▶ Exercise objective
Take from the listing each line that has the string "interface".

▶ Given information

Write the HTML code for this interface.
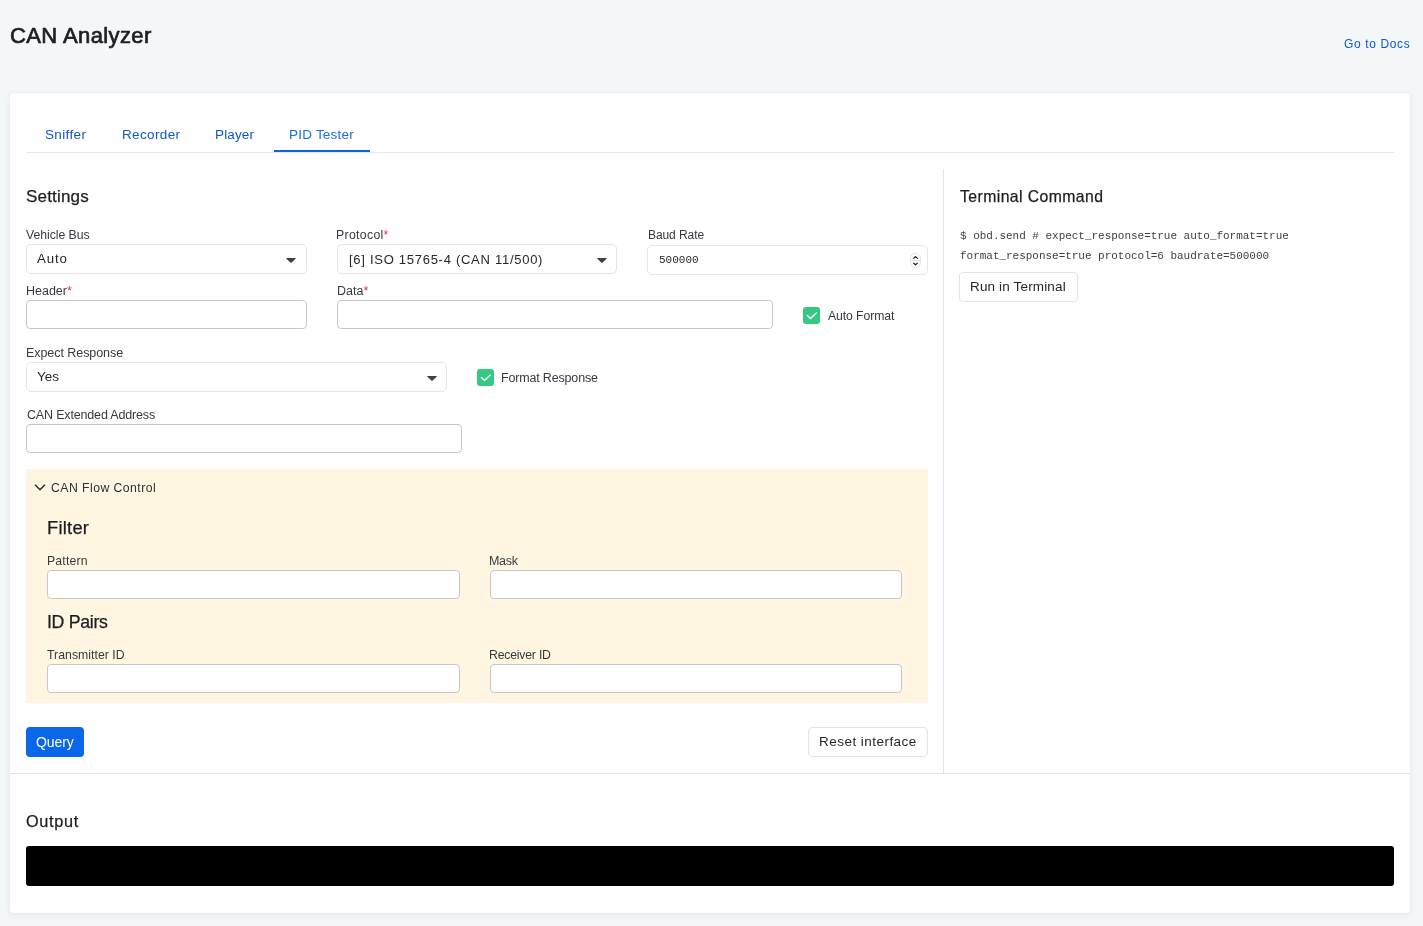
<!DOCTYPE html>
<html>
<head>
<meta charset="utf-8">
<style>
html,body{margin:0;padding:0;}
body{width:1423px;height:926px;background:#f4f7f8;position:relative;overflow:hidden;font-family:"Liberation Sans", sans-serif;}
.a{position:absolute;box-sizing:border-box;}
.t{position:absolute;white-space:nowrap;will-change:transform;}
.card{left:10px;top:93px;width:1400px;height:820px;background:#fff;border-radius:4px;box-shadow:0 2px 10px rgba(30,40,50,0.06),0 0 2px rgba(30,40,50,0.05);}
.sel{background:#fff;border:1px solid #e2e6ea;border-radius:5px;}
.inp{background:#fff;border:1px solid #c6c8ca;border-radius:4px;}
.btn{background:#fff;border:1px solid #dfe3e7;border-radius:4px;}
.cb{width:17px;height:17px;background:#34c97e;border-radius:3px;}
</style>
</head>
<body>
<div class="a card"></div>
<!-- tab line -->
<div class="a" style="left:26px;top:152px;width:1368px;height:1px;background:#e3e7eb"></div>
<div class="a" style="left:274px;top:150px;width:96px;height:2px;background:#0d63e6"></div>
<!-- dividers -->
<div class="a" style="left:943px;top:169px;width:1px;height:604px;background:#e2e4e6"></div>
<div class="a" style="left:10px;top:773px;width:1400px;height:1px;background:#e2e4e6"></div>

<!-- row 1 -->
<div class="a sel" style="left:26px;top:244px;width:281px;height:30px"></div>
<svg class="a" style="left:285px;top:257px" width="12" height="7" viewBox="0 0 12 7"><path d="M1.6 1 L10.4 1 Q11.2 1 10.6 1.7 L6.6 5.6 Q6 6.2 5.4 5.6 L1.4 1.7 Q0.8 1 1.6 1Z" fill="#3b4147"/></svg>
<div class="a sel" style="left:337px;top:244px;width:280px;height:30px"></div>
<svg class="a" style="left:596px;top:257px" width="12" height="7" viewBox="0 0 12 7"><path d="M1.6 1 L10.4 1 Q11.2 1 10.6 1.7 L6.6 5.6 Q6 6.2 5.4 5.6 L1.4 1.7 Q0.8 1 1.6 1Z" fill="#3b4147"/></svg>
<div class="a" style="left:647px;top:245px;width:281px;height:30px;background:#fff;border:1px solid #e6e6e6;border-radius:5px"></div>
<svg class="a" style="left:909px;top:252px" width="13" height="17" viewBox="0 0 13 17">
<rect x="1.5" y="1.3" width="10" height="14.4" rx="5" fill="#fff" stroke="#e2e2e2" stroke-width="1"/>
<line x1="1.5" y1="8.5" x2="11.5" y2="8.5" stroke="#e2e2e2" stroke-width="1"/>
<path d="M4.3 6.6 L6.5 4.7 L8.7 6.6" fill="none" stroke="#2a2a2a" stroke-width="1.25"/>
<path d="M4.3 10.9 L6.5 12.8 L8.7 10.9" fill="none" stroke="#2a2a2a" stroke-width="1.25"/>
</svg>

<!-- row 2 -->
<div class="a inp" style="left:26px;top:300px;width:281px;height:29px"></div>
<div class="a inp" style="left:337px;top:300px;width:436px;height:29px"></div>
<div class="a cb" style="left:803px;top:307px"></div>
<svg class="a" style="left:803px;top:307px" width="17" height="17" viewBox="0 0 17 17"><path d="M4.4 8.4 L7.4 11.5 L13.3 5.9" fill="none" stroke="#fff" stroke-width="1.4" stroke-linecap="round" stroke-linejoin="round"/></svg>

<!-- row 3 -->
<div class="a sel" style="left:26px;top:362px;width:421px;height:30px"></div>
<svg class="a" style="left:426px;top:375px" width="12" height="7" viewBox="0 0 12 7"><path d="M1.6 1 L10.4 1 Q11.2 1 10.6 1.7 L6.6 5.6 Q6 6.2 5.4 5.6 L1.4 1.7 Q0.8 1 1.6 1Z" fill="#3b4147"/></svg>
<div class="a cb" style="left:477px;top:369px"></div>
<svg class="a" style="left:477px;top:369px" width="17" height="17" viewBox="0 0 17 17"><path d="M4.4 8.4 L7.4 11.5 L13.3 5.9" fill="none" stroke="#fff" stroke-width="1.4" stroke-linecap="round" stroke-linejoin="round"/></svg>

<!-- row 4 -->
<div class="a inp" style="left:26px;top:424px;width:436px;height:29px"></div>

<!-- flow control panel -->
<div class="a" style="left:26px;top:469px;width:902px;height:234px;background:#fff6e1"></div>
<svg class="a" style="left:32.5px;top:482.4px" width="14" height="10" viewBox="0 0 14 10"><path d="M2 2.7 L7 7.7 L12 2.7" fill="none" stroke="#2b3035" stroke-width="1.6"/></svg>
<div class="a inp" style="left:47px;top:570px;width:413px;height:29px"></div>
<div class="a inp" style="left:490px;top:570px;width:412px;height:29px"></div>
<div class="a inp" style="left:47px;top:664px;width:413px;height:29px"></div>
<div class="a inp" style="left:490px;top:664px;width:412px;height:29px"></div>

<!-- buttons -->
<div class="a" style="left:26px;top:727px;width:58px;height:30px;background:#0b67ea;border-radius:4px"></div>
<div class="a btn" style="left:808px;top:727px;width:120px;height:30px"></div>
<div class="a btn" style="left:959px;top:272px;width:119px;height:30px"></div>

<!-- terminal text -->
<div class="t" style="left:959.5px;top:226px;font-family:'Liberation Mono', monospace;font-size:11px;line-height:20px;color:#3a3f44;letter-spacing:-0.025px">$ obd.send # expect_response=true auto_format=true<br>format_response=true protocol=6 baudrate=500000</div>

<!-- output -->
<div class="a" style="left:26px;top:846px;width:1368px;height:40px;background:#000;border-radius:3px"></div>

<div class="t" style='left:9.80px;top:24.78px;font-size:22px;line-height:22px;color:#1c1f23;letter-spacing:0.397px;font-family:"Liberation Sans", sans-serif;-webkit-text-stroke:0.7px #1c1f23'>CAN Analyzer</div>
<div class="t" style='left:1343.70px;top:37.64px;font-size:12.0px;line-height:12.0px;color:#0b57d0;letter-spacing:0.631px;font-family:"Liberation Sans", sans-serif'>Go to Docs</div>
<div class="t" style='left:45.30px;top:128.07px;font-size:13.5px;line-height:13.5px;color:#1058c9;letter-spacing:0.354px;font-family:"Liberation Sans", sans-serif'>Sniffer</div>
<div class="t" style='left:121.50px;top:128.07px;font-size:13.5px;line-height:13.5px;color:#1058c9;letter-spacing:0.353px;font-family:"Liberation Sans", sans-serif'>Recorder</div>
<div class="t" style='left:215.40px;top:128.07px;font-size:13.5px;line-height:13.5px;color:#1058c9;letter-spacing:0.126px;font-family:"Liberation Sans", sans-serif'>Player</div>
<div class="t" style='left:288.90px;top:128.07px;font-size:13.5px;line-height:13.5px;color:#1c6ce6;letter-spacing:0.220px;font-family:"Liberation Sans", sans-serif'>PID Tester</div>
<div class="t" style='left:26.00px;top:187.51px;font-size:17.0px;line-height:17.0px;color:#1b1d20;letter-spacing:0.182px;font-family:"Liberation Sans", sans-serif;-webkit-text-stroke:0.25px #1b1d20'>Settings</div>
<div class="t" style='left:26.20px;top:228.53px;font-size:12.25px;line-height:12.25px;color:#343a40;letter-spacing:-0.049px;font-family:"Liberation Sans", sans-serif'>Vehicle Bus</div>
<div class="t" style='left:336.40px;top:228.53px;font-size:12.25px;line-height:12.25px;color:#343a40;letter-spacing:0.333px;font-family:"Liberation Sans", sans-serif'>Protocol<span style="color:#d9364a">*</span></div>
<div class="t" style='left:647.60px;top:228.74px;font-size:12.0px;line-height:12.0px;color:#343a40;letter-spacing:-0.079px;font-family:"Liberation Sans", sans-serif'>Baud Rate</div>
<div class="t" style='left:37.20px;top:252.48px;font-size:13.25px;line-height:13.25px;color:#23272b;letter-spacing:0.871px;font-family:"Liberation Sans", sans-serif'>Auto</div>
<div class="t" style='left:348.60px;top:252.50px;font-size:13.0px;line-height:13.0px;color:#23272b;letter-spacing:0.723px;font-family:"Liberation Sans", sans-serif'>[6] ISO 15765-4 (CAN 11/500)</div>
<div class="t" style='left:658.60px;top:254.69px;font-size:11px;line-height:11px;color:#23272b;letter-spacing:-0.001px;font-family:"Liberation Mono", monospace'>500000</div>
<div class="t" style='left:25.80px;top:285.12px;font-size:12.5px;line-height:12.5px;color:#343a40;letter-spacing:-0.016px;font-family:"Liberation Sans", sans-serif'>Header<span style="color:#d9364a">*</span></div>
<div class="t" style='left:336.60px;top:285.12px;font-size:12.5px;line-height:12.5px;color:#343a40;letter-spacing:0.049px;font-family:"Liberation Sans", sans-serif'>Data<span style="color:#d9364a">*</span></div>
<div class="t" style='left:828.00px;top:309.63px;font-size:12.25px;line-height:12.25px;color:#343a40;letter-spacing:-0.100px;font-family:"Liberation Sans", sans-serif'>Auto Format</div>
<div class="t" style='left:26.00px;top:347.32px;font-size:12.5px;line-height:12.5px;color:#343a40;letter-spacing:-0.059px;font-family:"Liberation Sans", sans-serif'>Expect Response</div>
<div class="t" style='left:37.30px;top:370.27px;font-size:13.5px;line-height:13.5px;color:#23272b;letter-spacing:0.000px;font-family:"Liberation Sans", sans-serif'>Yes</div>
<div class="t" style='left:501.40px;top:372.22px;font-size:12.5px;line-height:12.5px;color:#343a40;letter-spacing:-0.171px;font-family:"Liberation Sans", sans-serif'>Format Response</div>
<div class="t" style='left:26.50px;top:409.42px;font-size:12.5px;line-height:12.5px;color:#343a40;letter-spacing:-0.166px;font-family:"Liberation Sans", sans-serif'>CAN Extended Address</div>
<div class="t" style='left:50.80px;top:481.63px;font-size:12.25px;line-height:12.25px;color:#2b3035;letter-spacing:0.447px;font-family:"Liberation Sans", sans-serif'>CAN Flow Control</div>
<div class="t" style='left:46.80px;top:518.55px;font-size:18.25px;line-height:18.25px;color:#1b1d20;letter-spacing:0.265px;font-family:"Liberation Sans", sans-serif;-webkit-text-stroke:0.25px #1b1d20'>Filter</div>
<div class="t" style='left:47.40px;top:554.63px;font-size:12.25px;line-height:12.25px;color:#343a40;letter-spacing:0.186px;font-family:"Liberation Sans", sans-serif'>Pattern</div>
<div class="t" style='left:489.40px;top:555.42px;font-size:12.5px;line-height:12.5px;color:#343a40;letter-spacing:-0.305px;font-family:"Liberation Sans", sans-serif'>Mask</div>
<div class="t" style='left:46.50px;top:613.97px;font-size:17.75px;line-height:17.75px;color:#1b1d20;letter-spacing:-0.321px;font-family:"Liberation Sans", sans-serif;-webkit-text-stroke:0.25px #1b1d20'>ID Pairs</div>
<div class="t" style='left:47.40px;top:649.33px;font-size:12.25px;line-height:12.25px;color:#343a40;letter-spacing:0.039px;font-family:"Liberation Sans", sans-serif'>Transmitter ID</div>
<div class="t" style='left:489.40px;top:649.33px;font-size:12.25px;line-height:12.25px;color:#343a40;letter-spacing:-0.204px;font-family:"Liberation Sans", sans-serif'>Receiver ID</div>
<div class="t" style='left:35.60px;top:735.05px;font-size:14.0px;line-height:14.0px;color:#ffffff;letter-spacing:-0.106px;font-family:"Liberation Sans", sans-serif'>Query</div>
<div class="t" style='left:818.80px;top:735.37px;font-size:13.5px;line-height:13.5px;color:#23272b;letter-spacing:0.465px;font-family:"Liberation Sans", sans-serif'>Reset interface</div>
<div class="t" style='left:26.30px;top:813.04px;font-size:16.25px;line-height:16.25px;color:#1b1d20;letter-spacing:0.687px;font-family:"Liberation Sans", sans-serif;-webkit-text-stroke:0.25px #1b1d20'>Output</div>
<div class="t" style='left:959.90px;top:189.17px;font-size:15.75px;line-height:15.75px;color:#1b1d20;letter-spacing:0.428px;font-family:"Liberation Sans", sans-serif;-webkit-text-stroke:0.25px #1b1d20'>Terminal Command</div>
<div class="t" style='left:970.20px;top:280.37px;font-size:13.5px;line-height:13.5px;color:#23272b;letter-spacing:0.151px;font-family:"Liberation Sans", sans-serif'>Run in Terminal</div>
</body>
</html>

▶ Answer to the exercise
Write the HTML code for this interface.
<div class="t" style='left:818.80px;top:735.37px;font-size:13.5px;line-height:13.5px;color:#23272b;letter-spacing:0.465px;font-family:"Liberation Sans", sans-serif'>Reset interface</div>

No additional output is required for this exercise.